> TASK OBJECTIVE
Transcribe the listing that follows in full, omitting pictures.

## start

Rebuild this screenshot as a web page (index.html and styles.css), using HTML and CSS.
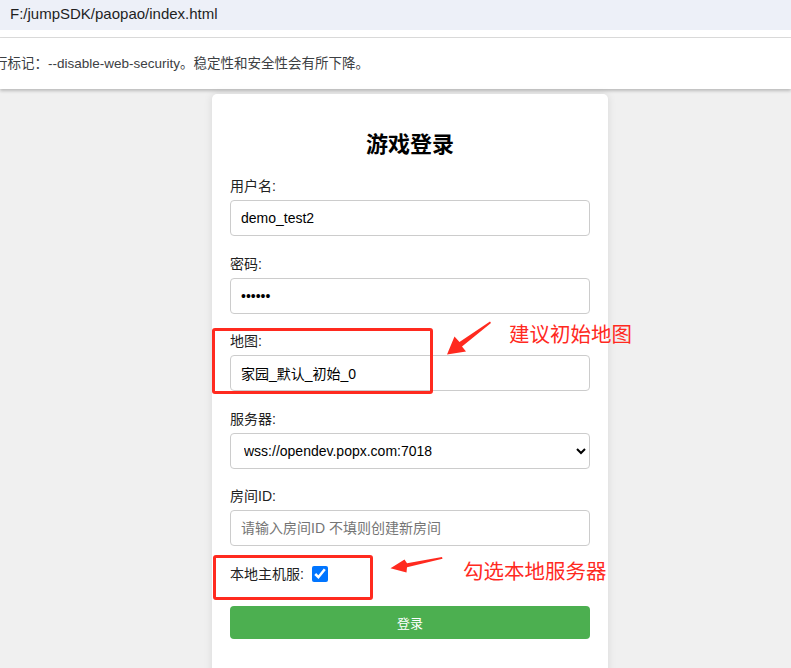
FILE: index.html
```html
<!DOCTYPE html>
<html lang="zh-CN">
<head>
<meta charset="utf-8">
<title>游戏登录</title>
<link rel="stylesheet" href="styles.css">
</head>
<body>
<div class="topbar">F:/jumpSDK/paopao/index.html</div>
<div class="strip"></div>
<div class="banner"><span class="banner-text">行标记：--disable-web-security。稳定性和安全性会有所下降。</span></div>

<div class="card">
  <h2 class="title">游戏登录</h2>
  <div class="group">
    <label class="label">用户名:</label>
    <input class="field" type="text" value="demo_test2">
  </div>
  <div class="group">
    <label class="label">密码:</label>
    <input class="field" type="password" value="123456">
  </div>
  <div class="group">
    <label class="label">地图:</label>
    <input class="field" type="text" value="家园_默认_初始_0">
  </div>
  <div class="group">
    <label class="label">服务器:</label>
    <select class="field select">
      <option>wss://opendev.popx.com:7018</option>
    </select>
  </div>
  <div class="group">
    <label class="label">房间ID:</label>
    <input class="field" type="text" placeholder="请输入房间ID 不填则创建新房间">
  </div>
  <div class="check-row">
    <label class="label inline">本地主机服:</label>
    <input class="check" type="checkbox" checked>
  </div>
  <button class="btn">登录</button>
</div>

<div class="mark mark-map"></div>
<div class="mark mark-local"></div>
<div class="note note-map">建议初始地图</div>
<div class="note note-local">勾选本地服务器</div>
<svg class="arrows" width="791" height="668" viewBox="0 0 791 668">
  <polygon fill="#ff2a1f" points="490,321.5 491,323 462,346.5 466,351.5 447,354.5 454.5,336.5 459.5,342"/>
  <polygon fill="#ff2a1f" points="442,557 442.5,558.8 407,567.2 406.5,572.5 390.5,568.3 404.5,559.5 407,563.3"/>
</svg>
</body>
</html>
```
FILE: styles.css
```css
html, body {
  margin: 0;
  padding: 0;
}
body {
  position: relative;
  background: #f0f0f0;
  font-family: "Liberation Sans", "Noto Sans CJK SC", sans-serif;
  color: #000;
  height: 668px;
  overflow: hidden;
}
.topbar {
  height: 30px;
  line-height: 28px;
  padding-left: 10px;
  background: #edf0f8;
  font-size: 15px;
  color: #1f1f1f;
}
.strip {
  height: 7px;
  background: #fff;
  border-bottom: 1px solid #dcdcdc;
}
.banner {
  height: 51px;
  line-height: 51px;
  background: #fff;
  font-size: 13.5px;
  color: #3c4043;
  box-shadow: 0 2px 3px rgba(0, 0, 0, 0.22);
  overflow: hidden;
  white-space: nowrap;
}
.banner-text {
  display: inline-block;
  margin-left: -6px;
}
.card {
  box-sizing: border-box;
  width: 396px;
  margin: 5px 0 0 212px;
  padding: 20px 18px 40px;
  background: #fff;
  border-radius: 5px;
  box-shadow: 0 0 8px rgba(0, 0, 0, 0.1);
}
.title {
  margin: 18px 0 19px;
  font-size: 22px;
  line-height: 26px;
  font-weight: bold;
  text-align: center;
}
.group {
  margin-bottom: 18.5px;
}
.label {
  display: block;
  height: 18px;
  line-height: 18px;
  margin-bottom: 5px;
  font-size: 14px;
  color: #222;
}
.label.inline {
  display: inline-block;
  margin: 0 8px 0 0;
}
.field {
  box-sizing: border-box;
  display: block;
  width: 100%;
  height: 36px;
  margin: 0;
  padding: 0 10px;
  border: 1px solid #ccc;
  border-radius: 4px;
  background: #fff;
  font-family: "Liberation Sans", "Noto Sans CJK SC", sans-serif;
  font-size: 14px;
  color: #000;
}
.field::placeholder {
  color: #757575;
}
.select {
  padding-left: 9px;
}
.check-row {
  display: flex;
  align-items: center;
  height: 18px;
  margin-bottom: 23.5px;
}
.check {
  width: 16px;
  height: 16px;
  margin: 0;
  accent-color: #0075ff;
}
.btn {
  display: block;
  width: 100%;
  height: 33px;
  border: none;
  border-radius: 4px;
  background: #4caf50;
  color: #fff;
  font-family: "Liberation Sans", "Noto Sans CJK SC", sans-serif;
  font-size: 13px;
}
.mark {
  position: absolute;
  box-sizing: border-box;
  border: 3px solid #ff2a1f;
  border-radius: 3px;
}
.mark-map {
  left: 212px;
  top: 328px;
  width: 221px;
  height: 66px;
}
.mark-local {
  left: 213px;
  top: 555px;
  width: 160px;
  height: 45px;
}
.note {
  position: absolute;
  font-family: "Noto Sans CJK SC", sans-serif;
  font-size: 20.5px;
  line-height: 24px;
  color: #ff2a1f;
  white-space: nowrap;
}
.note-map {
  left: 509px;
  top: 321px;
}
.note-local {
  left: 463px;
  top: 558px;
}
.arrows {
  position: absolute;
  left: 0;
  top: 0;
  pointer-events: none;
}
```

## end

> SOLUTION TO THIS EXERCISE
Rebuild this screenshot as a web page (index.html and styles.css), using HTML and CSS.
FILE: index.html
```html
<!DOCTYPE html>
<html lang="zh-CN">
<head>
<meta charset="utf-8">
<title>游戏登录</title>
<link rel="stylesheet" href="styles.css">
</head>
<body>
<div class="topbar">F:/jumpSDK/paopao/index.html</div>
<div class="strip"></div>
<div class="banner"><span class="banner-text">行标记：--disable-web-security。稳定性和安全性会有所下降。</span></div>

<div class="card">
  <h2 class="title">游戏登录</h2>
  <div class="group">
    <label class="label">用户名:</label>
    <input class="field" type="text" value="demo_test2">
  </div>
  <div class="group">
    <label class="label">密码:</label>
    <input class="field" type="password" value="123456">
  </div>
  <div class="group">
    <label class="label">地图:</label>
    <input class="field" type="text" value="家园_默认_初始_0">
  </div>
  <div class="group">
    <label class="label">服务器:</label>
    <select class="field select">
      <option>wss://opendev.popx.com:7018</option>
    </select>
  </div>
  <div class="group">
    <label class="label">房间ID:</label>
    <input class="field" type="text" placeholder="请输入房间ID 不填则创建新房间">
  </div>
  <div class="check-row">
    <label class="label inline">本地主机服:</label>
    <input class="check" type="checkbox" checked>
  </div>
  <button class="btn">登录</button>
</div>

<div class="mark mark-map"></div>
<div class="mark mark-local"></div>
<div class="note note-map">建议初始地图</div>
<div class="note note-local">勾选本地服务器</div>
<svg class="arrows" width="791" height="668" viewBox="0 0 791 668">
  <polygon fill="#ff2a1f" points="490,321.5 491,323 462,346.5 466,351.5 447,354.5 454.5,336.5 459.5,342"/>
  <polygon fill="#ff2a1f" points="442,557 442.5,558.8 407,567.2 406.5,572.5 390.5,568.3 404.5,559.5 407,563.3"/>
</svg>
</body>
</html>
```
FILE: styles.css
```css
html, body {
  margin: 0;
  padding: 0;
}
body {
  position: relative;
  background: #f0f0f0;
  font-family: "Liberation Sans", "Noto Sans CJK SC", sans-serif;
  color: #000;
  height: 668px;
  overflow: hidden;
}
.topbar {
  height: 30px;
  line-height: 28px;
  padding-left: 10px;
  background: #edf0f8;
  font-size: 15px;
  color: #1f1f1f;
}
.strip {
  height: 7px;
  background: #fff;
  border-bottom: 1px solid #dcdcdc;
}
.banner {
  height: 51px;
  line-height: 51px;
  background: #fff;
  font-size: 13.5px;
  color: #3c4043;
  box-shadow: 0 2px 3px rgba(0, 0, 0, 0.22);
  overflow: hidden;
  white-space: nowrap;
}
.banner-text {
  display: inline-block;
  margin-left: -6px;
}
.card {
  box-sizing: border-box;
  width: 396px;
  margin: 5px 0 0 212px;
  padding: 20px 18px 40px;
  background: #fff;
  border-radius: 5px;
  box-shadow: 0 0 8px rgba(0, 0, 0, 0.1);
}
.title {
  margin: 18px 0 19px;
  font-size: 22px;
  line-height: 26px;
  font-weight: bold;
  text-align: center;
}
.group {
  margin-bottom: 18.5px;
}
.label {
  display: block;
  height: 18px;
  line-height: 18px;
  margin-bottom: 5px;
  font-size: 14px;
  color: #222;
}
.label.inline {
  display: inline-block;
  margin: 0 8px 0 0;
}
.field {
  box-sizing: border-box;
  display: block;
  width: 100%;
  height: 36px;
  margin: 0;
  padding: 0 10px;
  border: 1px solid #ccc;
  border-radius: 4px;
  background: #fff;
  font-family: "Liberation Sans", "Noto Sans CJK SC", sans-serif;
  font-size: 14px;
  color: #000;
}
.field::placeholder {
  color: #757575;
}
.select {
  padding-left: 9px;
}
.check-row {
  display: flex;
  align-items: center;
  height: 18px;
  margin-bottom: 23.5px;
}
.check {
  width: 16px;
  height: 16px;
  margin: 0;
  accent-color: #0075ff;
}
.btn {
  display: block;
  width: 100%;
  height: 33px;
  border: none;
  border-radius: 4px;
  background: #4caf50;
  color: #fff;
  font-family: "Liberation Sans", "Noto Sans CJK SC", sans-serif;
  font-size: 13px;
}
.mark {
  position: absolute;
  box-sizing: border-box;
  border: 3px solid #ff2a1f;
  border-radius: 3px;
}
.mark-map {
  left: 212px;
  top: 328px;
  width: 221px;
  height: 66px;
}
.mark-local {
  left: 213px;
  top: 555px;
  width: 160px;
  height: 45px;
}
.note {
  position: absolute;
  font-family: "Noto Sans CJK SC", sans-serif;
  font-size: 20.5px;
  line-height: 24px;
  color: #ff2a1f;
  white-space: nowrap;
}
.note-map {
  left: 509px;
  top: 321px;
}
.note-local {
  left: 463px;
  top: 558px;
}
.arrows {
  position: absolute;
  left: 0;
  top: 0;
  pointer-events: none;
}
```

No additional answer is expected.